Para Érika e Helder, as escolhas de romper tradições foram mais naturais, já que isso faz parte da convicção do casal. “A gente costuma brincar que lá em casa o feminismo já foi legalizado”, brinca Helder.   

Por isso, ela não entrou na cerimônia ao som da tradicional marcha nupcial e acabou jogando o buquê porque as convidadas insistiram para fazer a brincadeira, mas de forma ressignificada.  

“Pra mim, casamento não tem nada de fim, é o começo da minha vida inteira com minha melhor amiga, minha companheira. Acho uma besteira essa brincadeira de ‘game over’, por exemplo, porque pra gente é só start mesmo”. 
Helder Farias
consultor legislativo

Olhar de quem faz 

A celebrante de casamentos e outras comemorações, Lara Rovere, traz em seus escritos a quebra de paradigma e de certos discursos que são naturalizados, mas revestidos de machismo. "O tal do ‘pode beijar a noiva’ é um exemplo, por que alguém tem que liberar? E por que o noivo é que tem que beijar?”, questiona.   

Comumente presente em casamentos de diversas formas, é a história do ‘game over’, que atrela o discurso ao noivo, como se a vida para ele acabasse ali. “É como se o casamento fosse ruim pro homem, e pra mulher não fosse uma escolha. Não faz o menor sentido”. 

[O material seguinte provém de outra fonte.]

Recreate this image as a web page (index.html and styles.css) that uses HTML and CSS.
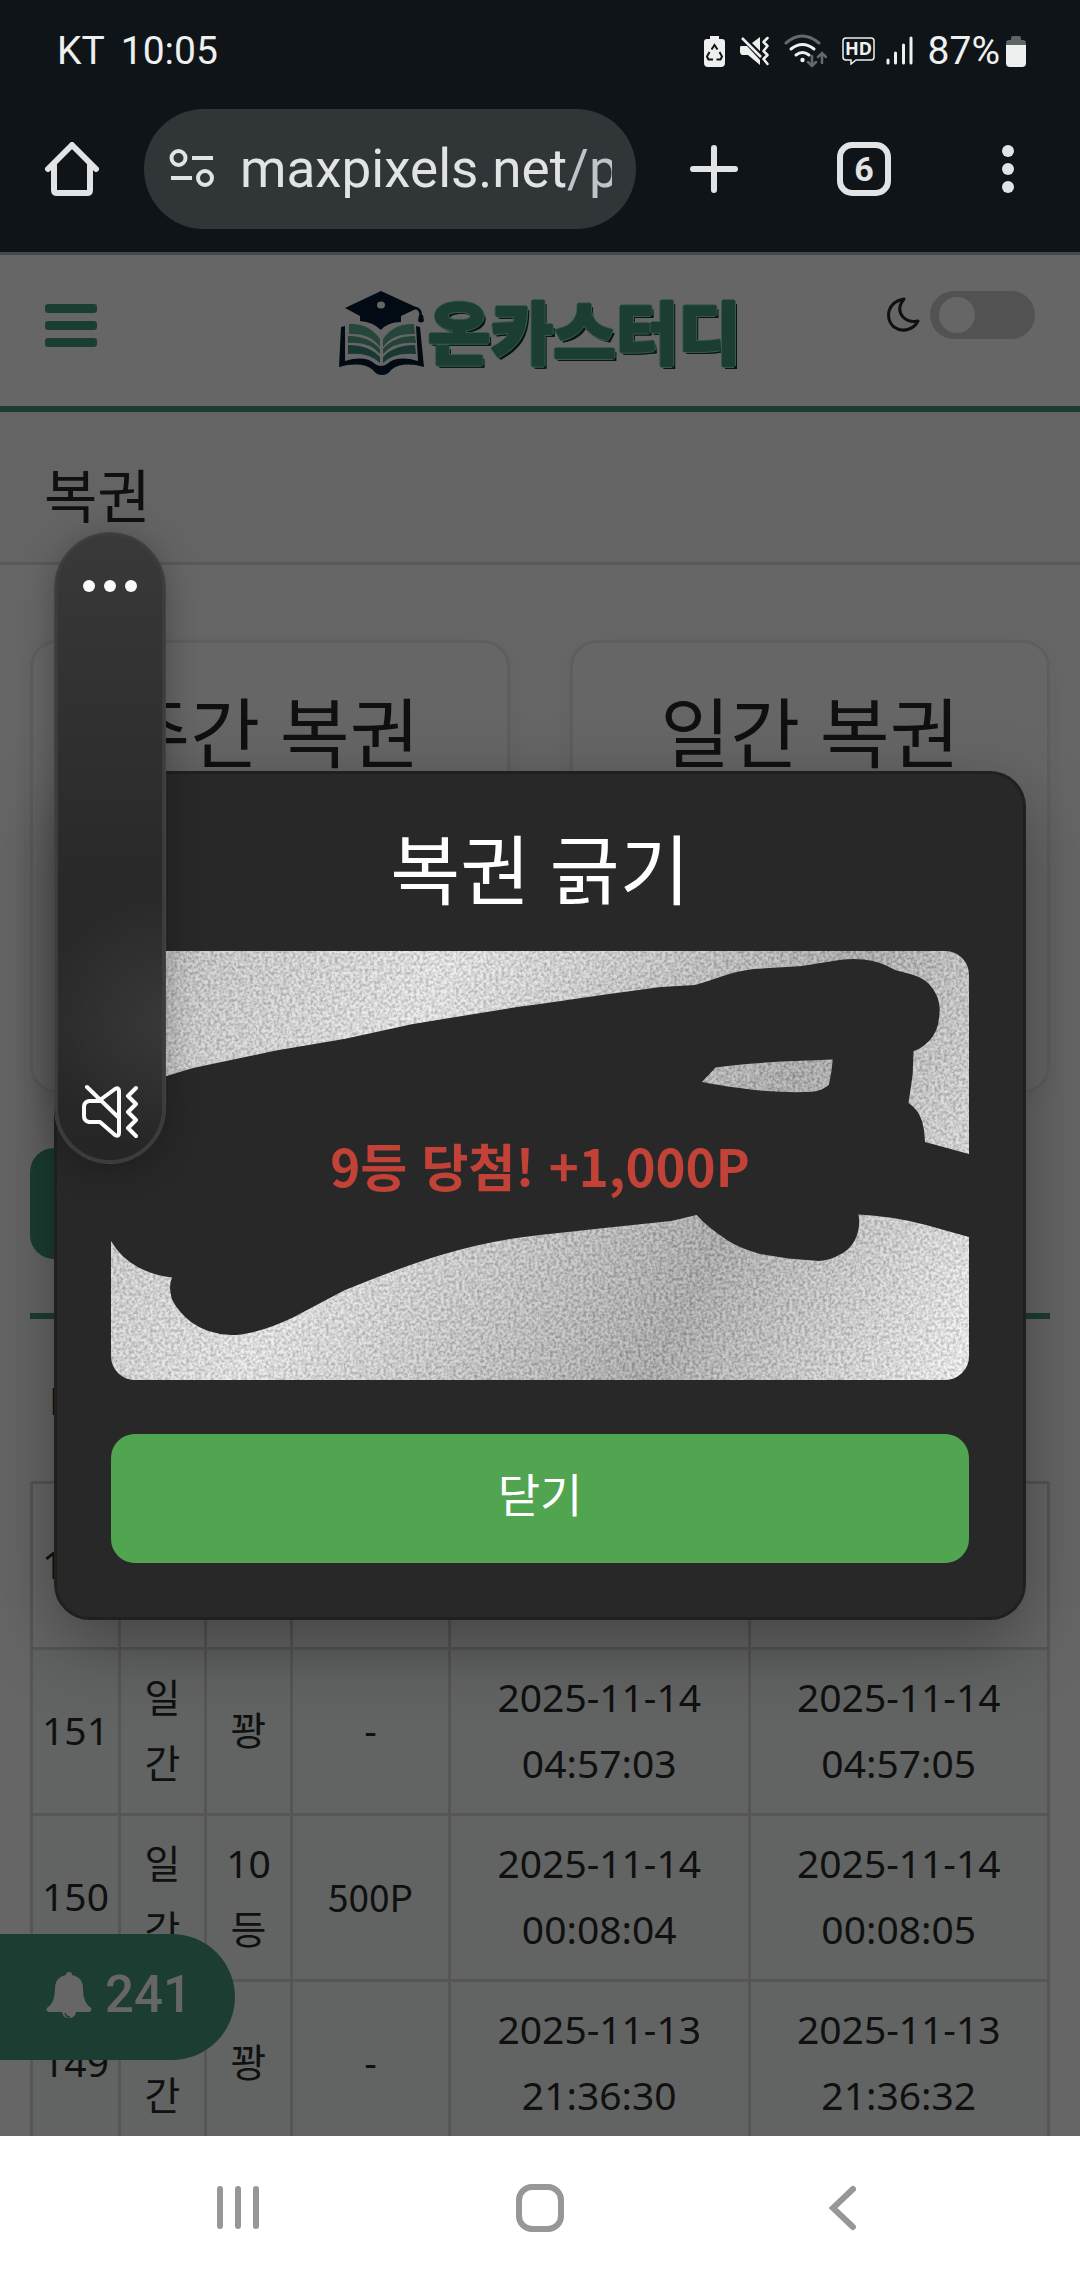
FILE: index.html
```html
<!DOCTYPE html>
<html lang="ko">
<head>
<meta charset="utf-8">
<meta name="viewport" content="width=device-width, initial-scale=1">
<title>복권</title>
<link rel="stylesheet" href="styles.css">
</head>
<body>
<div class="phone">
  <div class="status">
    <span class="status-carrier">KT</span>
    <span class="status-clock">10:05</span>
    <div class="status-icons">
      <svg width="21" height="32" viewBox="0 0 21 32"><path d="M6 1h9v3h3q3 0 3 3v21q0 4-4 4H4q-4 0-4-4V7q0-3 3-3h3z" fill="#eef0f0"/><path d="M7.500 14.500l3-4.500 3 4.500M15.500 17l2.500 4.500-1.500 3h-4M9 24.500H4.500l-1.500-3 2.500-4.500" fill="none" stroke="#0f1418" stroke-width="2"/></svg>
      <svg width="29" height="30" viewBox="0 0 29 30"><path d="M20 1v14l-8-8zM1 10h6l13 14v5L8 19H2q-2-1-2-3v-4q0-2 1-2z" fill="#eef0f0"/><path d="M2 2l19 19" stroke="#eef0f0" stroke-width="2.500"/><path d="M27.500 2l-4 4 4 4-4 5 4 4-4 4 4 5" fill="none" stroke="#eef0f0" stroke-width="2.500" stroke-linejoin="round" stroke-linecap="round"/></svg>
      <svg width="43" height="34" viewBox="0 0 43 34" fill="none" stroke-linecap="round"><path d="M2 9Q18-5 35 9" stroke="#66696b" stroke-width="3"/><path d="M7 15q11.500-9 23 0M12 21q6.500-5 13 0" stroke="#eef0f0" stroke-width="3"/><circle cx="18.500" cy="26" r="2.200" fill="#eef0f0"/><path d="M28 22v10m-4-4l4 4 4-4M38 29V19m-4 4l4-4 4 4" stroke="#66696b" stroke-width="2.500"/></svg>
      <svg width="33" height="28" viewBox="0 0 33 28"><path d="M4 1h25q3 0 3 3v16q0 3-3 3H14l-5 4v-4H4q-3 0-3-3V4q0-3 3-3z" fill="none" stroke="#eef0f0" stroke-width="1.500"/><text x="16.500" y="18" class="hd-mark" text-anchor="middle">HD</text></svg>
      <svg class="signal" width="27" height="29" viewBox="0 0 27 29" stroke="#eef0f0" stroke-width="3" stroke-linecap="round"><path d="M2 24v3M9.500 17v10M17.500 9v18M25 2v25"/></svg>
      <span class="status-percent">87%</span>
      <svg class="battery" width="20" height="32" viewBox="0 0 20 32"><path d="M5 3q0-2 2-2h6q2 0 2 2v2h2q3 0 3 3v2H0V8q0-3 3-3h2z" fill="#5f6365"/><path d="M0 10h20v18q0 4-4 4H4q-4 0-4-4z" fill="#eef0f0"/></svg>
    </div>
  </div>

  <div class="toolbar">
    <button class="tool" aria-label="홈"><svg width="54" height="54" viewBox="0 0 54 54" fill="none" stroke="#e2e3e5" stroke-width="6" stroke-linejoin="round" stroke-linecap="round"><path d="M3 27L27 3l24 24M9 23v25q0 3 3 3h30q3 0 3-3V23"/></svg></button>
    <div class="address">
      <svg width="46" height="42" viewBox="0 0 46 42" fill="none" stroke="#e2e3e5" stroke-width="4"><circle cx="9.500" cy="10" r="7"/><path d="M23 10h21M2 30h21"/><circle cx="36" cy="30" r="7"/></svg>
      <span class="url">maxpixels.net<span class="url-path">/p</span></span>
    </div>
    <button class="tool" aria-label="새 탭"><svg width="48" height="48" viewBox="0 0 48 48" stroke="#e2e3e5" stroke-width="6" stroke-linecap="round"><path d="M24 3v42M3 24h42"/></svg></button>
    <button class="tool"><span class="tab-count">6</span></button>
    <button class="tool" aria-label="메뉴"><svg width="12" height="48" viewBox="0 0 12 48" fill="#e2e3e5"><circle cx="6" cy="6" r="6"/><circle cx="6" cy="24" r="6"/><circle cx="6" cy="42" r="6"/></svg></button>
  </div>

  <div class="viewport">
    <div class="page">
      <header class="site-header">
        <button class="menu" aria-label="전체 메뉴"><span></span><span></span><span></span></button>
        <a class="logo" href="#">
          <svg width="86" height="84" viewBox="0 0 86 84">
            <path d="M2 36l4-1v35q20-6 30 3 6 4 12 0 10-9 31-3l-2-35 4 1 4 40q-22-6-33 3-3 5-9 5t-9-5Q23 70 0 76z" fill="#061c30"/>
            <path d="M10 33q20-1 31 15v8Q31 42 10 43zM75 33q-20-1-31 15v8q10-14 32-13z" fill="#5fb091"/>
            <path d="M9 45q21 0 32 13v5Q30 50 9 52zM76 45q-21 0-32 13v5q11-13 33-11z" fill="#57a58c"/>
            <path d="M9 54q21 0 32 12v6Q30 61 9 63zM76 54q-21 0-32 12v6q11-11 33-9z" fill="#3f8c7c"/>
            <path d="M42 0l37 17-17 8v6q-13 0-20 8-8-8-21-9v-5L6 17z" fill="#061c30"/>
            <ellipse cx="42" cy="14" rx="4" ry="3.500" fill="#fff"/>
            <path d="M76 17q6 0 6 10" fill="none" stroke="#061c30" stroke-width="2.500"/><path d="M80 24h4l1 6q-3 3-6 0z" fill="#061c30"/>
          </svg>
          <span class="logo-text">온카스터디</span>
        </a>
        <label class="theme">
          <svg width="33" height="36" viewBox="0 0 33 36"><path d="M17 2Q5 4 2 14q-2 10 5 16 7 5 15 2 6-2 9-8-9 2-15-4-7-8 1-18z" fill="none" stroke="#292929" stroke-width="3" stroke-linejoin="round"/></svg>
          <input type="checkbox" aria-label="다크 모드">
        </label>
      </header>
      <div class="page-title"><h1>복권</h1></div>
      <main class="content">
        <div class="cards">
          <section class="card"><h2>주간 복권</h2></section>
          <section class="card"><h2>일간 복권</h2></section>
        </div>
        <button class="history" aria-label="복권 내역"></button>
        <div class="records">
          <table>
            <colgroup><col class="c-id"><col class="c-kind"><col class="c-kind"><col class="c-point"><col><col></colgroup>
            <thead><tr><th>No</th><th></th><th></th><th></th><th></th><th></th></tr></thead>
            <tbody>
              <tr><td>152</td><td></td><td></td><td></td><td></td><td></td></tr>
              <tr class="past"><td>151</td><td>일간</td><td>꽝</td><td>-</td><td>2025-11-14 04:57:03</td><td>2025-11-14 04:57:05</td></tr>
              <tr class="past"><td>150</td><td>일간</td><td>10등</td><td class="point">500P</td><td>2025-11-14 00:08:04</td><td>2025-11-14 00:08:05</td></tr>
              <tr class="past"><td>149</td><td>일간</td><td>꽝</td><td>-</td><td>2025-11-13 21:36:30</td><td>2025-11-13 21:36:32</td></tr>
            </tbody>
          </table>
        </div>
      </main>
    </div>
    <button class="alerts">
      <svg width="46" height="48" viewBox="0 0 46 48"><path d="M23 1q3 0 3 3 11 2 11 14 0 14 8 19 1 1 0 3-1 1-2 1H30q-1 6-7 6t-7-6H3q-1 0-2-1-1-2 0-3 8-5 8-19Q9 6 20 4q0-3 3-3z" fill="#fff"/><path d="M19 42q1 4 5 4" fill="none" stroke="#489b7d" stroke-width="1.500"/></svg>
      241
    </button>

    <div class="overlay">
      <div class="modal" role="dialog" aria-labelledby="scratch-title">
        <h2 id="scratch-title">복권 긁기</h2>
        <svg class="scratch" viewBox="0 0 858 429">
          <defs>
            <linearGradient id="foil" gradientUnits="userSpaceOnUse" x1="0" y1="0" x2="858" y2="429">
              <stop offset="0" stop-color="#bcbcbc"/><stop offset=".32" stop-color="#eaeaea"/><stop offset=".7" stop-color="#a6a6a6"/><stop offset="1" stop-color="#f8f8f8"/>
            </linearGradient>
            <filter id="grain" x="0" y="0" width="100%" height="100%" color-interpolation-filters="sRGB">
              <feTurbulence type="fractalNoise" baseFrequency=".33" numOctaves="2" seed="4"/>
              <feColorMatrix values="1.800 0 0 0 -.2  1.800 0 0 0 -.2  1.800 0 0 0 -.2  0 0 0 0 .26"/>
            </filter>
          </defs>
          <rect width="858" height="429" fill="url(#foil)"/>
          <rect width="858" height="429" filter="url(#grain)"/>
          <path fill="#282828" fill-rule="evenodd" d="M0 135L54 125.500 82 117 165 99.500 233 88 302 73 406 56 429 53 498 43 550 36 584 34Q598 30 612 25 626 20 643 18L691 15 722 10Q738 7 753 8.600 768 10 784 19L801 23.600Q816 28 822 38 830 50 828.500 62 828 80 818 90 810 98 802.600 100L801.600 124 797.500 152Q807 158 811 170 814 180 814 191L858 203V286L815 274Q780 265 747.500 263.600 750 276 744 289 738 300 728 304 720 309 708 310L677 307.500 649 303Q628 297 616 289 595 275 585.700 264L560 270 498 276.400 429 284Q380 289 330 304 290 316 233 339.600L182 366.400Q145 384 119.700 384 96 383 80 371 68 362 61 348.600 57 335 61 326.400 44 325 26.700 316 10 307 0 290Z
          M591 131L604.600 116.400Q640 111 721.700 108.600 721 120 718 133.600 712 140 701 140.700 680 142 649 139.600 610 135 591 131Z"/>
          <text class="prize" x="429" y="236" text-anchor="middle">9등 당첨! +1,000P</text>
        </svg>
        <button class="close">닫기</button>
      </div>
    </div>
  </div>

  <nav class="navbar">
    <button aria-label="최근 앱"><svg width="42" height="48" viewBox="0 0 42 48" stroke="#979797" stroke-width="6" stroke-linecap="round"><path d="M3 5v37M21 5v37M39 5v37"/></svg></button>
    <button aria-label="홈 화면"><svg width="48" height="48" viewBox="0 0 48 48" fill="none" stroke="#979797" stroke-width="6"><rect x="3" y="3" width="42" height="42" rx="13"/></svg></button>
    <button aria-label="뒤로"><svg width="28" height="48" viewBox="0 0 28 48" fill="none" stroke="#979797" stroke-width="6" stroke-linecap="round"><path d="M25 5L5 24l20 19"/></svg></button>
  </nav>

  <aside class="volume">
    <svg width="54" height="12" viewBox="0 0 54 12" fill="#fbfbfb"><circle cx="6" cy="6" r="6"/><circle cx="27" cy="6" r="6"/><circle cx="48" cy="6" r="6"/></svg>
    <svg width="56" height="56" viewBox="0 0 56 56" fill="none" stroke="#fbfbfb" stroke-width="4" stroke-linecap="round" stroke-linejoin="round"><path d="M5 3l31 30M18 16L33 5q4-2 4 2v42q0 4-4 2L18 38H7q-5-1-5-6V23q0-5 5-6h11M54 4l-8 8 8 8-8 8 8 8-8 8 8 8"/></svg>
  </aside>
</div>
</body>
</html>
```
FILE: styles.css
```css
* { box-sizing: border-box; }

body {
  margin: 0;
  font-family: "Noto Sans", "Noto Sans CJK KR", sans-serif;
  color: #292929;
  background: #fff;
}

h1, h2 { margin: 0; font-weight: 400; }
button { border: 0; padding: 0; background: none; font: inherit; color: inherit; }
svg { display: block; flex: none; }

.phone {
  position: relative;
  display: flex;
  flex-direction: column;
  height: 100vh;
  overflow: hidden;
}

/* system status bar */
.status {
  display: flex;
  align-items: center;
  height: 101px;
  padding: 0 54px 0 57px;
  background: #0f1418;
  color: #eef0f0;
  font: 39px/48px Roboto, sans-serif;
}
.status-carrier { margin-right: 16px; }
.status-icons { display: flex; align-items: center; gap: 15px; margin-left: auto; }
.hd-mark { font: 700 18px "Noto Sans", sans-serif; fill: #eef0f0; }
.signal { margin-left: -4px; }
.battery { margin-left: -9px; }

/* browser toolbar */
.toolbar {
  display: grid;
  grid-template-columns: 144px 1fr 156px 144px 144px;
  align-items: center;
  padding: 8px 0 23px;
  background: #0f1418;
  border-bottom: 3px solid #444a4c;
}
.tool { display: flex; justify-content: center; align-items: center; height: 120px; }
.address {
  display: flex;
  align-items: center;
  gap: 25px;
  min-width: 0;
  height: 120px;
  padding: 0 24px 0 25px;
  border-radius: 60px;
  background: #303538;
}
.url {
  flex: 1;
  overflow: hidden;
  white-space: nowrap;
  font: 53px/72px Roboto, sans-serif;
  color: #e2e3e5;
}
.url-path { color: #bfc4c9; }
.tab-count {
  width: 54px;
  height: 54px;
  border: 6px solid #e2e3e5;
  border-radius: 15px;
  font: 700 34px/42px Roboto, sans-serif;
  color: #e2e3e5;
}

/* web page */
.viewport { position: relative; flex: 1; min-height: 0; overflow: hidden; background: #fff; }

.site-header {
  display: grid;
  grid-template-columns: 1fr auto 1fr;
  align-items: start;
  height: 157px;
  padding: 36px 45px 0;
  border-bottom: 6px solid #489b7d;
}
.menu { display: grid; gap: 8px; width: 52px; padding-top: 13px; }
.menu span { height: 9px; border-radius: 3px; background: #489b7d; }
.logo { display: flex; align-items: flex-start; gap: 3px; text-decoration: none; }
.logo-text {
  font: 900 68px/78px "Noto Sans CJK KR", sans-serif;
  color: #489b7d;
  -webkit-text-stroke: 2px #489b7d;
  text-shadow:
    1px 1px #8cded0, -1px 1px #8cded0, 1px -1px #8cded0, -1px -1px #8cded0,
    2px 0 #8cded0, -2px 0 #8cded0, 0 2px #8cded0, 0 -2px #8cded0,
    2px 3px #0a3c23, 3px 3px #0a3c23;
}
.theme { display: flex; justify-content: flex-end; align-items: center; gap: 10px; }
.theme input {
  appearance: none;
  width: 105px;
  height: 48px;
  margin: 0;
  padding: 6px 9px;
  border-radius: 24px;
  background: #ccc;
}
.theme input::before {
  content: "";
  display: block;
  width: 36px;
  height: 36px;
  border-radius: 50%;
  background: #fff;
}

.page-title {
  padding: 42px 44px 24px;
  border-bottom: 3px solid #e1e1e1;
  background: #fafafa;
}
.page-title h1 { font-size: 58px; line-height: 84px; }

.content { padding: 75px 30px 0; }
.cards { display: grid; grid-template-columns: 1fr 1fr; gap: 60px; }
.card {
  height: 453px;
  padding-top: 48px;
  border: 3px solid #ebebeb;
  border-radius: 27px;
  text-align: center;
  box-shadow: 0 6px 24px rgba(0, 0, 0, .06);
}
.card h2, .modal h2 { font-size: 76px; line-height: 84px; }

.history {
  display: block;
  width: 47%;
  height: 111px;
  margin: 55px 0 54px;
  border-radius: 24px;
  background: #489b7d;
}

.records { border-top: 6px solid #489b7d; }
.records table {
  width: 100%;
  table-layout: fixed;
  border-collapse: collapse;
  text-align: center;
  font-size: 39px;
  line-height: 66px;
}
.c-id { width: 88px; }
.c-kind { width: 86px; }
.c-point { width: 158px; }
.records th { height: 163px; padding: 0; font-weight: 400; }
.records td { height: 166px; padding: 0 8px 2px; border: 3px solid #d8d8d8; }
.records .past td { background: #f5faf7; }
.records .point { font-family: "Noto Sans CJK KR", sans-serif; font-size: 37px; }

.alerts {
  position: absolute;
  left: 0;
  bottom: 76px;
  display: flex;
  align-items: center;
  gap: 13px;
  height: 126px;
  padding: 0 43px 4px 46px;
  border-radius: 0 63px 63px 0;
  background: #489b7d;
  color: #fff;
  font: 500 51px/64px Roboto, sans-serif;
}

/* scratch dialog */
.overlay {
  position: absolute;
  inset: 0;
  display: flex;
  justify-content: center;
  align-items: center;
  background: rgba(0, 0, 0, .6);
}
.modal {
  width: 90%;
  padding: 54px;
  border: 3px solid #202020;
  border-radius: 36px;
  background: #282828;
  color: #fff;
  text-align: center;
  box-shadow: 0 24px 72px rgba(0, 0, 0, .35);
}
.scratch { width: 100%; margin: 39px 0 54px; border-radius: 24px; }
.prize { font: 700 51px "Noto Sans CJK KR", sans-serif; fill: #c24238; }
.close {
  width: 100%;
  height: 129px;
  padding-bottom: 14px;
  border-radius: 24px;
  background: #52a550;
  font-size: 46px;
}

/* system navigation */
.navbar {
  display: flex;
  justify-content: center;
  align-items: center;
  height: 144px;
  background: #fff;
}
.navbar button { display: flex; justify-content: center; width: 302px; }

/* volume slider */
.volume {
  position: absolute;
  left: 55px;
  top: 533px;
  display: flex;
  flex-direction: column;
  justify-content: space-between;
  align-items: center;
  width: 110px;
  height: 630px;
  padding: 44px 0 20px;
  border: 3px solid #3c3c3c;
  border-radius: 55px;
  background:
    radial-gradient(circle at 110% 78%, rgba(255, 255, 255, .07), transparent 130px),
    linear-gradient(#393939, #333 20%, #292929 55%, #2a2a2a 80%, #252525);
  box-shadow: 0 0 0 1px #444, 0 6px 36px rgba(0, 0, 0, .3);
}
```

“Importante ressaltar sobre o peso que a palavra, mesmo que dita no automático, tem na perpetuação desses valores machistas. Ser celebrante mulher, por si só, também já representa uma ruptura desse lugar normalmente ocupado por homens. Quase sempre a tradição se sobrepôs à história do casal e, agora, temos a possibilidade de que as próprias histórias assumam o protagonismo”.